From a grand brunch to kung pao kosher comedy and ice-skating in shorts, here's how to spend the holiday in northern California.
While chances are the East Coast might be bracing for a nor’easter during the holidays, Christmas in San Francisco often means a lengthy yuletide brunch followed by ice-skating in shorts. Should you find yourself in the City by the Bay wondering how best to enjoy the sunny winter weather, here are some of our favorite ideas.
Start the day with a grand brunch at the recently renovated Palace Hotel. Sit beneath the dome in the ballroom, one of San Francisco’s most opulent spaces, which does not hold back when it comes to dressing up for Christmas—from the life-size nutcracker dolls greeting patrons in the foyer, up to the monstrous Christmas tree, and down to the poinsettia-studded tables. Try the house take on pancakes and eggs: sturgeon caviar, buckwheat blinis with crème fraiche, and a bottle of bubbly.
Work off your Santa-size breakfast nearby at Union Square’s seasonal pop-up ice skating rink. Locals and families in town for the holiday strap on white skates and take to the ice, amid Macy’s and Saks Fifth Avenue holiday-themed window displays and truck-size wreaths. Or, just grab a coffee at the square’s cafe, sit back and watch the hilarious show of tender-footed Californian’s trying to ice skate.
Depart downtown’s Christmas cacophony and venture to the coast for a nature fix at the San Francisco Zoo. Each year, the zoo hosts a Reindeer Romp exhibit, featuring furry-horned Rudolphs. After a visit to the North Pole, check out animals from other corners of the globe, like lemurs, pandas, and lions in humane enclosures. Don’t overlook the zoo’s impressive garden.
San Francisco doesn’t have a Christmas Day parade. Instead, it has Union Street—a stretch of grand pastel Victorians decorated with glowing strands of Christmas lights, wreaths, lawn candy canes poles, and windows dusted with fake snow. Start at Steiner and Union streets, then stroll down to Van Ness, gawking at the old time-y holiday feel along the way.
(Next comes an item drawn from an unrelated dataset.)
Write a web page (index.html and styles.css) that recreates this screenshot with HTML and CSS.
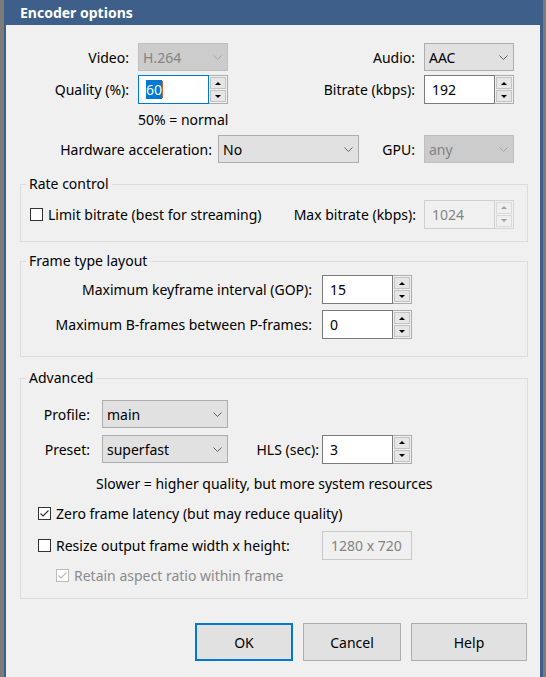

If you’re not doing a traditional Christmas dinner, definitely book it to San Francisco’s quirkiest Christmas evening tradition: Kung Pao Kosher Comedy in Chinatown. A lineup of Jewish comedians entertain guests dining on pot stickers and kosher walnut prawns during the seven-course dim sum meal at the massive, 370-seat New Asia Restaurant in Chinatown. The evening concludes with everyone breaking upen fortune cookies containing Yiddish proverbs.